SISTER OF WRONGLY-HANGED MAN DIES DISILLUSIONED

The half-sister of a Welsh van driver wrongly hanged for the infamous 10 Rillington Place murders has died disillusioned by the justice system, her family have said.

Timothy Evans, 25, from Merthyr Vale was sent to the gallows in 1950 in place of an notorious serial killer.

His downstairs neighbour, John Christie, admitted three years later to murdering Tim's wife and baby daughter at his home in Notting Hill, London, where the bodies of eight strangled women were eventually found.

Mary Westlake spent decades campaigning to clear Tim's name, winning a royal pardon for him in 1966, but her brother's conviction was still on the books at the time of her recent death, aged 94.

"It was hard for mum to come to terms with, but I think by the end she’d allowed herself to think about happier things," said her son David Westlake.

He first learned about his uncle Tim around the time when 10 Rillington Place, a book by broadcaster Sir Ludovic Kennedy, was causing a national outcry.

The injustice has featured in at least three books, two films and a folk ballad by Ewan MacColl, as well as parliamentary debates.

Tim was born in Merthyr Vale in 1925 and developed a tubercular verruca at the age of eight that left him in and out of hospital and with little schooling over the next 10 years.

“We were poor, really poor," Mary said in an interview earlier this year.

He was labelled "simple", although he is now known to have been neurodiverse, which Mary said she believes got him into trouble with the police.

"He couldn’t even kid me and mam, so how he thought he could ever bluff detectives is beyond me," she said.

"He wanted to please everyone, telling them exactly what they wanted to hear.”

Tim moved to London in 1946, found work as a van driver, married and had a daughter.

His young family moved into a top-floor flat at 10 Rillington Place where his wife Beryl's strangled body, and that of 13-month-old Geraldine, were later found in an outdoor bath house.

Timothy Evans told the police his neighbour John Christie was to blame, but on 13 January 1950 a jury convicted him of murdering his baby daughter in November of the previous year.

"We never once doubted Tim's innocence, the whole investigation was rotten through," Mary said on the 16th anniversary of her brother's wrongful execution on 9 March 1950.

"They made Tim out to be a simpleton, a drunk and a wife-beater.
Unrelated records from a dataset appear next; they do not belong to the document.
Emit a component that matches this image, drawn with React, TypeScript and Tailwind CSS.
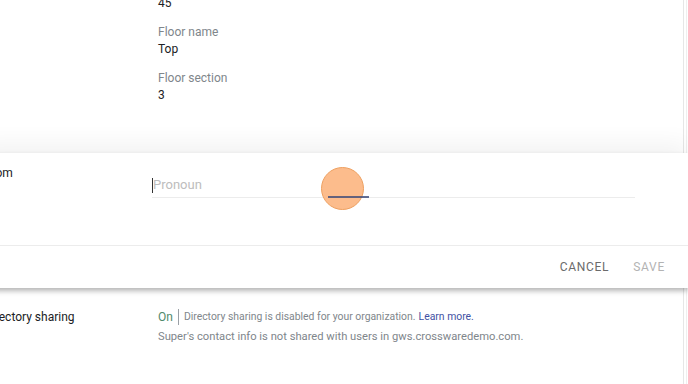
import React from "react";

export default function App() {
  return (
    <div
      className="relative w-[688px] h-[384px] overflow-hidden bg-white text-[#202124]"
      style={{ fontFamily: "Roboto, 'Noto Sans', Arial, sans-serif" }}
    >
      {/* right page border */}
      <div className="absolute top-0 bottom-0 left-[683px] w-px bg-[#e6e6e6]" />
      <div className="absolute top-0 bottom-0 left-[686px] w-px bg-[#efefef]" />

      {/* top details */}
      <div className="flex flex-col pl-[158px] -mt-[6px]">
        <div className="text-[12px] leading-[18px]">45</div>
        <div className="mt-[11px] text-[12px] leading-[18px] text-[#80868b]">Floor name</div>
        <div className="text-[12px] leading-[16px] text-[#202124]">Top</div>
        <div className="mt-[12px] text-[12px] leading-[18px] text-[#80868b]">Floor section</div>
        <div className="text-[12px] leading-[16px] text-[#202124]">3</div>
      </div>

      {/* card */}
      <div className="relative z-10 mt-[50px] -ml-[20px] w-[708px] bg-white shadow-[0_3px_5px_rgba(0,0,0,0.28),0_-10px_22px_rgba(0,0,0,0.05)]">
        <div className="relative flex h-[92px]">
          <div className="w-[172px] pt-[12px] pl-[5px] text-[12px] leading-[16px] text-[#202124]">
            From
          </div>
          <div className="relative mt-[24px] w-[483px] h-[21px] border-b border-[#ececec]">
            <div className="absolute left-0 top-[1px] h-[15px] w-px bg-[#333]" />
            <div className="pl-px text-[13px] leading-[16px] text-[#bdbdbd]">Pronoun</div>
            <div className="absolute left-[169px] top-[-10px] h-[43px] w-[43px] rounded-full border border-[#eea060] bg-[#fcbc8c]" />
            <div className="absolute left-[176px] -bottom-px h-[2px] w-[41px] bg-[#3c4a78]/80" />
          </div>
        </div>
        <div className="h-px bg-[#ececec]" />
        <div className="flex h-[42px] items-center justify-end gap-[24px] pr-[23px] text-[12px] tracking-[0.7px]">
          <span className="text-[#6b6b6b]">CANCEL</span>
          <span className="text-[#b3b3b3]">SAVE</span>
        </div>
      </div>

      {/* directory sharing */}
      <div className="flex -ml-[16px] mt-[21px]">
        <div className="w-[174px] text-[12px] leading-[16px] text-[#202124]">
          Directory sharing
        </div>
        <div className="flex flex-col">
          <div className="flex items-center text-[10.4px] leading-[16px] text-[#80868b]">
            <span className="text-[12px] text-[#4f8a6c]">On</span>
            <span className="mx-[5px] h-[16px] w-px bg-[#9aa0a6]" />
            <span>Directory sharing is disabled for your organization.</span>
            <span className="ml-[3px] text-[#3f51a3]">Learn more.</span>
          </div>
          <div className="mt-[4px] text-[11.2px] leading-[16px] text-[#80868b]">
            Super's contact info is not shared with users in gws.crosswaredemo.com.
          </div>
        </div>
      </div>
    </div>
  );
}
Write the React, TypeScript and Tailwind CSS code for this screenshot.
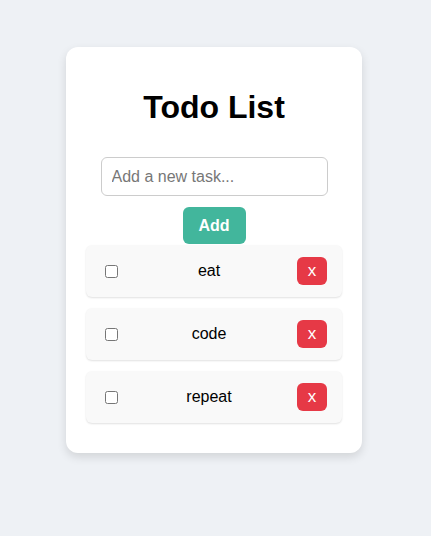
const todos = ["eat", "code", "repeat"]

const TodoItem = ({ text }: { text: string }) => {
    return (
        <li className="flex items-center justify-between bg-[#f9f9f9] rounded-md px-[15px] h-[52px] mb-[11px] shadow-[0_1px_2px_rgba(0,0,0,0.12)]">
            <input type="checkbox" className="w-[13px] h-[13px] ml-[4px] mr-[3px]" />
            <span className="flex-1 text-center text-[16px] text-black">{text}</span>
            <button className="w-[30px] h-[28px] rounded-md bg-[#e63946] text-white text-[17px] leading-none pb-[2px]">x</button>
        </li>
    )
}

const App = () => {
    return (
        <div className="min-h-screen bg-[#eef1f5] pt-[47px] pr-[3px] flex justify-center font-['Liberation_Sans',Arial,sans-serif]">
            <div className="w-[296px] h-[406px] bg-white rounded-xl px-[20px] pt-[42px] shadow-[0_4px_10px_rgba(0,0,0,0.12)]">
                <h1 className="text-[32px] font-bold text-center leading-[37px] text-black">Todo List</h1>

                <div className="flex flex-col items-center mt-[31px]">
                    <input
                        type="text"
                        placeholder="Add a new task..."
                        className="w-[227px] h-[39px] px-[10px] text-[16px] border border-[#ccc] rounded-md placeholder:text-[#777] outline-none"
                    />
                    <button className="mt-[11px] w-[63px] h-[37px] bg-[#42b69c] text-white font-bold text-[16px] rounded-md">
                        Add
                    </button>
                </div>

                <ul className="mt-[1px]">
                    {todos.map((t) => (
                        <TodoItem key={t} text={t} />
                    ))}
                </ul>
            </div>
        </div>
    )
}

export default App
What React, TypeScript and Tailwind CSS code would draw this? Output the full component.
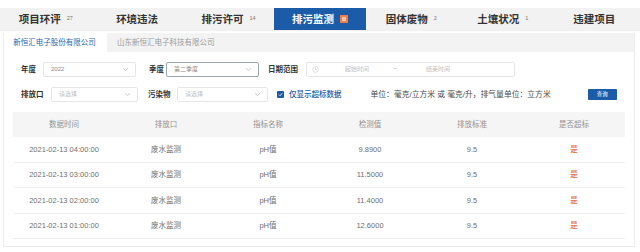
import React from "react";

const tabs: { name: string; badge?: string; active?: boolean }[] = [
  { name: "项目环评", badge: "27" },
  { name: "环境违法" },
  { name: "排污许可", badge: "14" },
  { name: "排污监测", active: true },
  { name: "固体废物", badge: "2" },
  { name: "土壤状况", badge: "1" },
  { name: "违建项目" },
];

const rows = [
  ["2021-02-13 04:00:00", "废水监测", "pH值", "9.8900", "9.5", "是"],
  ["2021-02-13 03:00:00", "废水监测", "pH值", "11.5000", "9.5", "是"],
  ["2021-02-13 02:00:00", "废水监测", "pH值", "11.4000", "9.5", "是"],
  ["2021-02-13 01:00:00", "废水监测", "pH值", "12.6000", "9.5", "是"],
];

const headers = ["数据时间", "排放口", "指标名称", "检测值", "排放标准", "是否超标"];

function Chevron() {
  return (
    <svg width="7" height="5" viewBox="0 0 7 5" className="shrink-0">
      <path d="M1 1.2 L3.5 3.6 L6 1.2" fill="none" stroke="#c4c4c4" strokeWidth="0.9" />
    </svg>
  );
}

function Select({ text, w, focused, placeholder }: { text: string; w: string; focused?: boolean; placeholder?: boolean }) {
  return (
    <div
      className={`${w} h-[15px] flex items-center justify-between pl-[7px] pr-[6px] rounded-[2px] border ${
        focused ? "border-[#9aa7b0]" : "border-[#e6e6e6]"
      } bg-white`}
    >
      <span className={`text-[6px] ${placeholder ? "text-[#c0c0c0]" : "text-[#8a8a8a]"}`}>{text}</span>
      <Chevron />
    </div>
  );
}

export default function App() {
  return (
    <div className="w-[640px] h-[252px] overflow-hidden bg-white font-['Liberation_Sans','Noto_Sans_CJK_SC',sans-serif]">
      <div className="h-[8px]" />
      {/* Top tabs */}
      <div className="flex h-[22px] bg-[#f2f2f2] shadow-[0_1px_1px_rgba(0,0,0,0.06)]">
        {tabs.map((t) => (
          <div
            key={t.name}
            className={`flex-1 flex items-center justify-center gap-[6px] ${t.active ? "bg-[#1b5ba7]" : ""}`}
          >
            <span
              className={`text-[10.5px] font-bold leading-none ${t.active ? "text-white" : "text-[#333]"}`}
            >
              {t.name}
            </span>
            {t.badge && <span className="text-[5.5px] text-[#777] leading-none">{t.badge}</span>}
            {t.active && (
              <span className="w-[8px] h-[8px] bg-[#ef7d45] flex items-center justify-center">
                <span className="w-[4px] h-[4px] bg-[#f9c4a3]" />
              </span>
            )}
          </div>
        ))}
      </div>

      {/* Panel */}
      <div className="mx-[3px] mt-[3px] w-[632px] border-x border-b border-[#ececec] pb-[7px]">
        {/* Company tabs */}
        <div className="flex h-[19px] items-stretch">
          <div className="w-[101px] flex items-center justify-center bg-white text-[7.5px] text-[#2a66ad]">
            新恒汇电子股份有限公司
          </div>
          <div className="flex-1 ml-[2px] flex items-center pl-[10px] bg-[#f3f3f3] text-[7.5px] text-[#9a9a9a]">
            山东新恒汇电子科技有限公司
          </div>
        </div>

        {/* Filter row 1 */}
        <div className="flex items-center mt-[10px] pl-[17px] h-[15px]">
          <span className="text-[7.5px] font-bold text-[#333] w-[22px]">年度</span>
          <Select text="2022" w="w-[93px]" />
          <span className="ml-[13px] text-[7.5px] font-bold text-[#333] w-[17px]">季度</span>
          <Select text="第二季度" w="w-[93px]" focused />
          <span className="ml-[9px] text-[7.5px] font-bold text-[#333] w-[38px]">日期范围</span>
          <div className="w-[209px] h-[15px] rounded-[2px] border border-[#e6e6e6] flex items-center pl-[5px]">
            <svg width="7" height="7" viewBox="0 0 8 8" className="shrink-0">
              <circle cx="4" cy="4" r="3.2" fill="none" stroke="#cfcfcf" strokeWidth="0.8" />
              <path d="M4 2.2 V4 H5.4" fill="none" stroke="#cfcfcf" strokeWidth="0.8" />
            </svg>
            <span className="ml-[26px] text-[6px] text-[#c0c0c0] w-[48px]">起始时间</span>
            <span className="text-[7px] text-[#bbb] w-[33px]">~</span>
            <span className="text-[6px] text-[#c0c0c0]">结束时间</span>
          </div>
        </div>

        {/* Filter row 2 */}
        <div className="flex items-center mt-[10px] pl-[17px] h-[15px]">
          <span className="text-[7.5px] font-bold text-[#333] w-[30px]">排放口</span>
          <Select text="请选择" w="w-[87px]" placeholder />
          <span className="ml-[10px] text-[7.5px] font-bold text-[#333] w-[29px]">污染物</span>
          <Select text="请选择" w="w-[91px]" placeholder />
          <span className="ml-[9px] w-[7px] h-[7px] rounded-[1px] bg-[#1b5ba7] flex items-center justify-center">
            <svg width="5" height="5" viewBox="0 0 6 6">
              <path d="M1 3 L2.5 4.5 L5 1.5" fill="none" stroke="white" strokeWidth="1" />
            </svg>
          </span>
          <span className="ml-[5px] text-[7.5px] text-[#1b5ba7] font-medium">仅显示超标数据</span>
          <span className="ml-[29px] text-[7.8px] text-[#4a4a4a]">单位：毫克/立方米 或 毫克/升，排气量单位：立方米</span>
          <button className="ml-[37px] w-[29px] h-[11px] bg-[#1b5ba7] rounded-[1px] text-white text-[5.5px] flex items-center justify-center">
            查询
          </button>
        </div>

        {/* Table */}
        <div className="mx-[9px] mt-[10px]">
          <div className="grid grid-cols-6 h-[25px] bg-[#f5f5f5] items-center">
            {headers.map((h) => (
              <div key={h} className="text-center text-[7.5px] text-[#929292]">
                {h}
              </div>
            ))}
          </div>
          {rows.map((r, i) => (
            <div key={i} className="grid grid-cols-6 h-[25.6px] items-center border-b border-[#efefef]">
              {r.map((c, j) => (
                <div
                  key={j}
                  className={`text-center text-[7.5px] ${
                    j === 5 ? "text-[#e8703f] font-medium" : "text-[#6f6f6f]"
                  }`}
                >
                  {c}
                </div>
              ))}
            </div>
          ))}
        </div>
      </div>
    </div>
  );
}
"Okay, he couldn't read, because he missed a lot of schooling, but he was bright enough to drive a van all around London, and make deliveries to the right people, even though he couldn't read the signs or a map."

What police missed when they found the bodies of her sister-in-law and niece was the remains of two more victims hidden in the property.

Three years after Tim was hanged, John Christie, 54, admitted murdering his wife Ethel, whose body was found under the floorboards at 10 Rillington Place.

He also confessed to police that he had murdered Beryl and indicated he may have been responsible for Geraldine's death.

The remains of eight strangled women were found at the property, including several prostitutes and the baby.

Christie was hanged in July 1953.

Mary's son David said from the day of Tim's arrest his mother fought to prove his innocence in legal proceedings spanning more than 50 years, as well as campaigning to have the death penalty abolished.

"If the first trial wasn’t enough of a miscarriage of justice," he said, "the appeal was even more of a farce.

"The appellant judge was the father of the prosecuting barrister, so Tim never stood a chance."

His conviction was upheld by an inquiry in 1953, but disquiet about the case only grew with MPs asking questions in parliament and then Kennedy's book, which pressured the government into holding another inquiry in 1965.

It revealed gross malpractice by the police and Tim was granted a free pardon on the recommendation of the home secretary in October 1966.

But Mr Westlake said it also arrived at a perverse conclusion.

"[The Brabin inquiry] found that Tim was probably innocent of killing Geraldine, but had more than likely killed Beryl," he said.

"It was ludicrous. We can say that Tim had got a pardon, but there was still this awful thing hanging over him and the family.”

Mary moved to Wiltshire in the1950s, earning the Queen’s Medal for her service to the armed forces.

But she never forgot about Tim and resumed her legal fight with a grievance to the Criminal Cases Review Commission asking for Tim's conviction to be quashed.

The Home Office agreed to compensate both of Tim's sisters in 2003, but the following year the commission refused to refer his case to the Court of Appeal.

It said the pardon and the publicity of Mr Evans' case as a miscarriage of justice, was "sufficient to establish his innocence and to restore his reputation".